**What is being asked:** Copy the listing below in full and skip every picture.

··· Data segment ···

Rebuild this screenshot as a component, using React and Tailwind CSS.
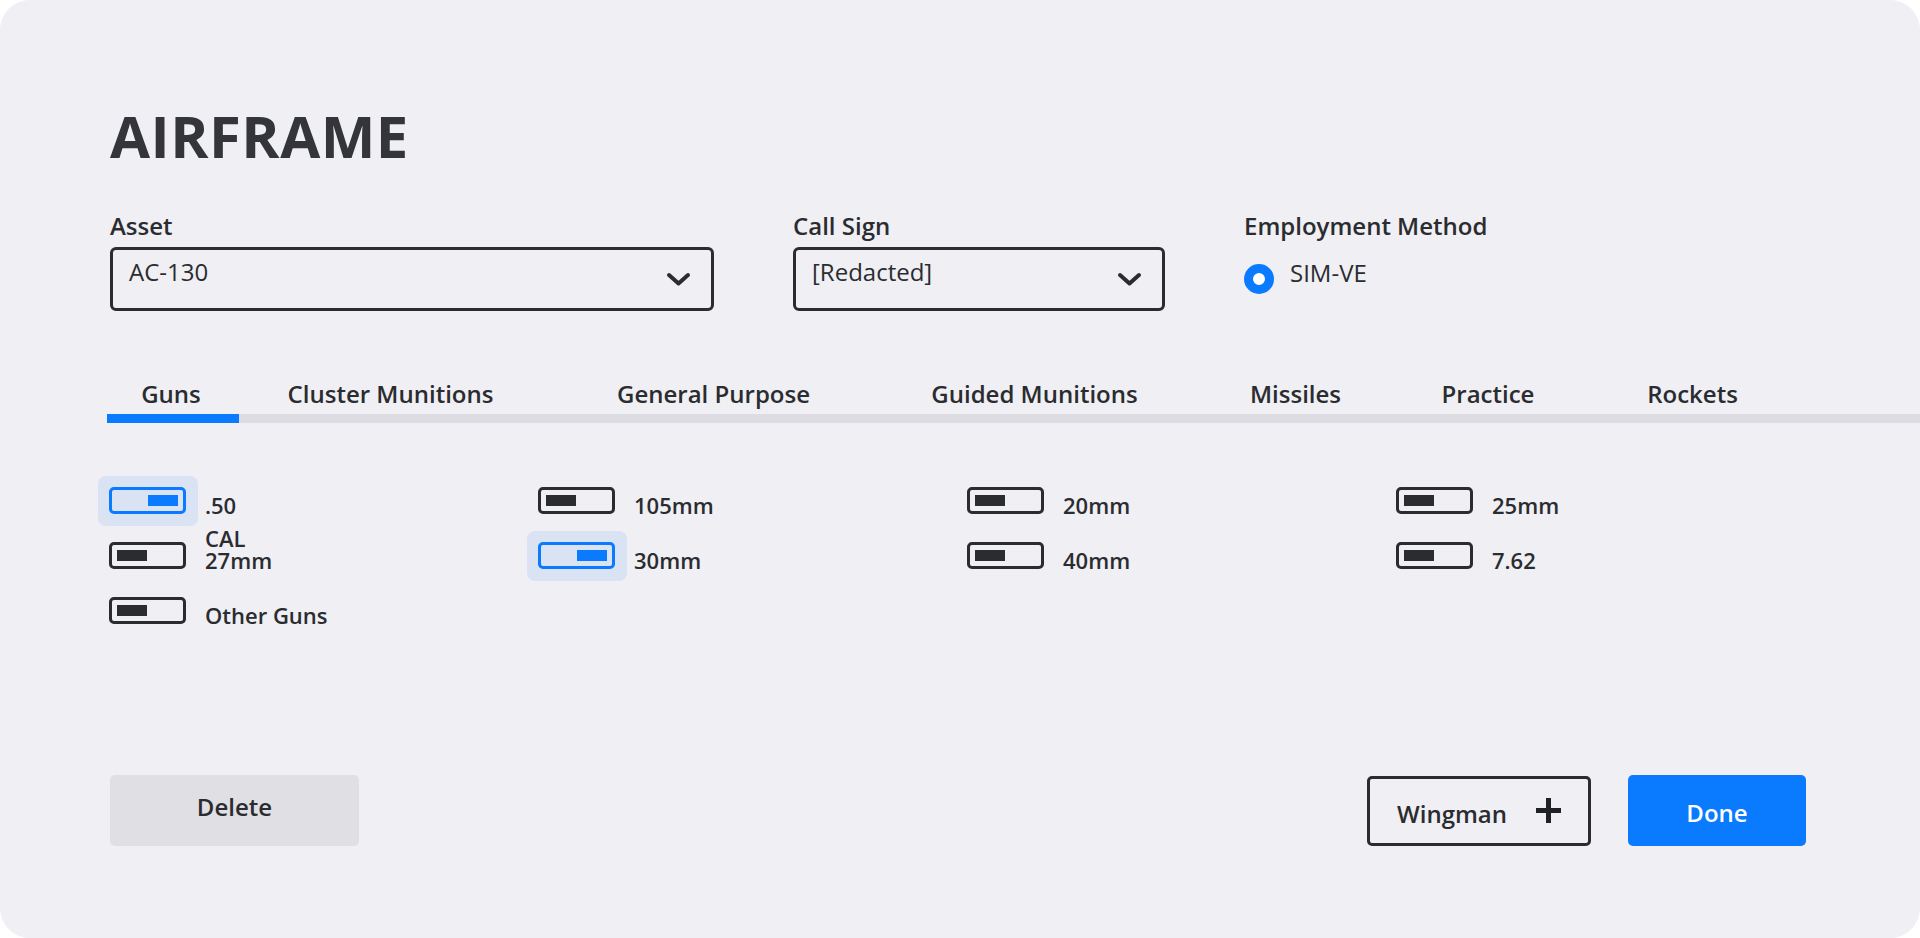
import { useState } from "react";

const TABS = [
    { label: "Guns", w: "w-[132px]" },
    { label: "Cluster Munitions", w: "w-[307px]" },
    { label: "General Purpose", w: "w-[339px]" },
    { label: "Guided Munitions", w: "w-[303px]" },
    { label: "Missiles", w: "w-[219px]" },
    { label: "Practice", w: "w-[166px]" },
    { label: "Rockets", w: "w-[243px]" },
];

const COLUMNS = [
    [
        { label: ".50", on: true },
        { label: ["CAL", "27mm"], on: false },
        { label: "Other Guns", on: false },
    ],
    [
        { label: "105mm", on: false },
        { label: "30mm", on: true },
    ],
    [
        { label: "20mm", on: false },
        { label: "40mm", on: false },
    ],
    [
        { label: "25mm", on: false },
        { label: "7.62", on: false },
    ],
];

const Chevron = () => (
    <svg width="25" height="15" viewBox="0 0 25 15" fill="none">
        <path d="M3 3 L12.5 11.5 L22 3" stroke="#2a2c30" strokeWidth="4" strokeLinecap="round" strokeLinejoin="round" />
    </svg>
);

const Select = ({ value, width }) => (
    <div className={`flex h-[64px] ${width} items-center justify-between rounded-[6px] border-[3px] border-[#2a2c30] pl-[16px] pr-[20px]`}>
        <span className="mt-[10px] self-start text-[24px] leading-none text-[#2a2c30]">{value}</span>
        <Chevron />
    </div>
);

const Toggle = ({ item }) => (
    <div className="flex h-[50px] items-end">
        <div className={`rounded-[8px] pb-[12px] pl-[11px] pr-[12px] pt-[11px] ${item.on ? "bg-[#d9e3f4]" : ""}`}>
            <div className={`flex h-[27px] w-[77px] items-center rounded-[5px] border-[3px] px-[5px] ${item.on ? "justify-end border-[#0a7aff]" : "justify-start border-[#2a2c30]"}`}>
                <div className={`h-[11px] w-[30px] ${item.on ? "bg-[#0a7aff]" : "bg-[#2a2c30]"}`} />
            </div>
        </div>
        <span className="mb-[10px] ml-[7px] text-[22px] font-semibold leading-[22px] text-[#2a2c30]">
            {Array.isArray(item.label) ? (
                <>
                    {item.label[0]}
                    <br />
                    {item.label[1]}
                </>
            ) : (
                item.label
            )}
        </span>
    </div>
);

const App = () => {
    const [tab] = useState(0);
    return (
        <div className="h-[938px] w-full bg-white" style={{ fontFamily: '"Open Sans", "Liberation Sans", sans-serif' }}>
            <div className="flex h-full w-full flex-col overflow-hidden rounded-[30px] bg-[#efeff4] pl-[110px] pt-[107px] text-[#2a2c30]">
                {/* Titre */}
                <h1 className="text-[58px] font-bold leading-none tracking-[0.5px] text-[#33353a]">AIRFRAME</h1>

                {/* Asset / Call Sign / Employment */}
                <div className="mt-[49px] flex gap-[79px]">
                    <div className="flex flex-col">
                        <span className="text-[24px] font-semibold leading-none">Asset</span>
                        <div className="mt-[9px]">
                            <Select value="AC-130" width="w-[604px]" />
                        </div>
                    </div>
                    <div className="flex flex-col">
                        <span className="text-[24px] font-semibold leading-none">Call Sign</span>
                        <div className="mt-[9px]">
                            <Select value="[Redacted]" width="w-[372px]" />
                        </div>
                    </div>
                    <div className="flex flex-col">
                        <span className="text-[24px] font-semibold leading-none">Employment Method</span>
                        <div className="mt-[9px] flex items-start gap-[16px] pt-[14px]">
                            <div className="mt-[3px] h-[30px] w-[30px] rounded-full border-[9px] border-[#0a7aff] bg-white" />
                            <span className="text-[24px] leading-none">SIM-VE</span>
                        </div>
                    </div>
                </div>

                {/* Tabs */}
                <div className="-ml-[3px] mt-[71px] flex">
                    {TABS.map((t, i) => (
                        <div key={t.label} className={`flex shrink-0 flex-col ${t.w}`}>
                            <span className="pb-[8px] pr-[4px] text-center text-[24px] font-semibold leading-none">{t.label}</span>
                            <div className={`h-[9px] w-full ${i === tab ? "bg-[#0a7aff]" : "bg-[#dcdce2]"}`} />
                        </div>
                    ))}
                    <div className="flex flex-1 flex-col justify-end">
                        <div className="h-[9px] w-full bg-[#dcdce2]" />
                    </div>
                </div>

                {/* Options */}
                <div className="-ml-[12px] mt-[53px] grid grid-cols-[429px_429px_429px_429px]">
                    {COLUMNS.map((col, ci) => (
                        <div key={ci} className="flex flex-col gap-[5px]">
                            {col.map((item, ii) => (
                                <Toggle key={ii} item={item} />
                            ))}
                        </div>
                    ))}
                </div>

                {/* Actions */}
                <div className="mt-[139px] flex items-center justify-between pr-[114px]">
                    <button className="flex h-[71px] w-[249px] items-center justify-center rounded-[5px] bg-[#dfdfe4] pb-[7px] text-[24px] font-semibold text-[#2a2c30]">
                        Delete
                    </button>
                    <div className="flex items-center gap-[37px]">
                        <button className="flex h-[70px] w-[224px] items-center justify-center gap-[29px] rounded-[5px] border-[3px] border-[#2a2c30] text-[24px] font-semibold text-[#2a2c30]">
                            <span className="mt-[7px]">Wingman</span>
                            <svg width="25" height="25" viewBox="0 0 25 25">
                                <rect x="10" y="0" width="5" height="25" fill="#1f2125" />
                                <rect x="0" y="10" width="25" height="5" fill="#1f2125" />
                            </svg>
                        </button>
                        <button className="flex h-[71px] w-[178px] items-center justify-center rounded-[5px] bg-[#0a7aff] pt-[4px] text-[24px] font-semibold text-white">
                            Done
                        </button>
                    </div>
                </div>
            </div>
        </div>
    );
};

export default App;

···

**Solution to this problem:**
Rebuild this screenshot as a component, using React and Tailwind CSS.
import { useState } from "react";

const TABS = [
    { label: "Guns", w: "w-[132px]" },
    { label: "Cluster Munitions", w: "w-[307px]" },
    { label: "General Purpose", w: "w-[339px]" },
    { label: "Guided Munitions", w: "w-[303px]" },
    { label: "Missiles", w: "w-[219px]" },
    { label: "Practice", w: "w-[166px]" },
    { label: "Rockets", w: "w-[243px]" },
];

const COLUMNS = [
    [
        { label: ".50", on: true },
        { label: ["CAL", "27mm"], on: false },
        { label: "Other Guns", on: false },
    ],
    [
        { label: "105mm", on: false },
        { label: "30mm", on: true },
    ],
    [
        { label: "20mm", on: false },
        { label: "40mm", on: false },
    ],
    [
        { label: "25mm", on: false },
        { label: "7.62", on: false },
    ],
];

const Chevron = () => (
    <svg width="25" height="15" viewBox="0 0 25 15" fill="none">
        <path d="M3 3 L12.5 11.5 L22 3" stroke="#2a2c30" strokeWidth="4" strokeLinecap="round" strokeLinejoin="round" />
    </svg>
);

const Select = ({ value, width }) => (
    <div className={`flex h-[64px] ${width} items-center justify-between rounded-[6px] border-[3px] border-[#2a2c30] pl-[16px] pr-[20px]`}>
        <span className="mt-[10px] self-start text-[24px] leading-none text-[#2a2c30]">{value}</span>
        <Chevron />
    </div>
);

const Toggle = ({ item }) => (
    <div className="flex h-[50px] items-end">
        <div className={`rounded-[8px] pb-[12px] pl-[11px] pr-[12px] pt-[11px] ${item.on ? "bg-[#d9e3f4]" : ""}`}>
            <div className={`flex h-[27px] w-[77px] items-center rounded-[5px] border-[3px] px-[5px] ${item.on ? "justify-end border-[#0a7aff]" : "justify-start border-[#2a2c30]"}`}>
                <div className={`h-[11px] w-[30px] ${item.on ? "bg-[#0a7aff]" : "bg-[#2a2c30]"}`} />
            </div>
        </div>
        <span className="mb-[10px] ml-[7px] text-[22px] font-semibold leading-[22px] text-[#2a2c30]">
            {Array.isArray(item.label) ? (
                <>
                    {item.label[0]}
                    <br />
                    {item.label[1]}
                </>
            ) : (
                item.label
            )}
        </span>
    </div>
);

const App = () => {
    const [tab] = useState(0);
    return (
        <div className="h-[938px] w-full bg-white" style={{ fontFamily: '"Open Sans", "Liberation Sans", sans-serif' }}>
            <div className="flex h-full w-full flex-col overflow-hidden rounded-[30px] bg-[#efeff4] pl-[110px] pt-[107px] text-[#2a2c30]">
                {/* Titre */}
                <h1 className="text-[58px] font-bold leading-none tracking-[0.5px] text-[#33353a]">AIRFRAME</h1>

                {/* Asset / Call Sign / Employment */}
                <div className="mt-[49px] flex gap-[79px]">
                    <div className="flex flex-col">
                        <span className="text-[24px] font-semibold leading-none">Asset</span>
                        <div className="mt-[9px]">
                            <Select value="AC-130" width="w-[604px]" />
                        </div>
                    </div>
                    <div className="flex flex-col">
                        <span className="text-[24px] font-semibold leading-none">Call Sign</span>
                        <div className="mt-[9px]">
                            <Select value="[Redacted]" width="w-[372px]" />
                        </div>
                    </div>
                    <div className="flex flex-col">
                        <span className="text-[24px] font-semibold leading-none">Employment Method</span>
                        <div className="mt-[9px] flex items-start gap-[16px] pt-[14px]">
                            <div className="mt-[3px] h-[30px] w-[30px] rounded-full border-[9px] border-[#0a7aff] bg-white" />
                            <span className="text-[24px] leading-none">SIM-VE</span>
                        </div>
                    </div>
                </div>

                {/* Tabs */}
                <div className="-ml-[3px] mt-[71px] flex">
                    {TABS.map((t, i) => (
                        <div key={t.label} className={`flex shrink-0 flex-col ${t.w}`}>
                            <span className="pb-[8px] pr-[4px] text-center text-[24px] font-semibold leading-none">{t.label}</span>
                            <div className={`h-[9px] w-full ${i === tab ? "bg-[#0a7aff]" : "bg-[#dcdce2]"}`} />
                        </div>
                    ))}
                    <div className="flex flex-1 flex-col justify-end">
                        <div className="h-[9px] w-full bg-[#dcdce2]" />
                    </div>
                </div>

                {/* Options */}
                <div className="-ml-[12px] mt-[53px] grid grid-cols-[429px_429px_429px_429px]">
                    {COLUMNS.map((col, ci) => (
                        <div key={ci} className="flex flex-col gap-[5px]">
                            {col.map((item, ii) => (
                                <Toggle key={ii} item={item} />
                            ))}
                        </div>
                    ))}
                </div>

                {/* Actions */}
                <div className="mt-[139px] flex items-center justify-between pr-[114px]">
                    <button className="flex h-[71px] w-[249px] items-center justify-center rounded-[5px] bg-[#dfdfe4] pb-[7px] text-[24px] font-semibold text-[#2a2c30]">
                        Delete
                    </button>
                    <div className="flex items-center gap-[37px]">
                        <button className="flex h-[70px] w-[224px] items-center justify-center gap-[29px] rounded-[5px] border-[3px] border-[#2a2c30] text-[24px] font-semibold text-[#2a2c30]">
                            <span className="mt-[7px]">Wingman</span>
                            <svg width="25" height="25" viewBox="0 0 25 25">
                                <rect x="10" y="0" width="5" height="25" fill="#1f2125" />
                                <rect x="0" y="10" width="25" height="5" fill="#1f2125" />
                            </svg>
                        </button>
                        <button className="flex h-[71px] w-[178px] items-center justify-center rounded-[5px] bg-[#0a7aff] pt-[4px] text-[24px] font-semibold text-white">
                            Done
                        </button>
                    </div>
                </div>
            </div>
        </div>
    );
};

export default App;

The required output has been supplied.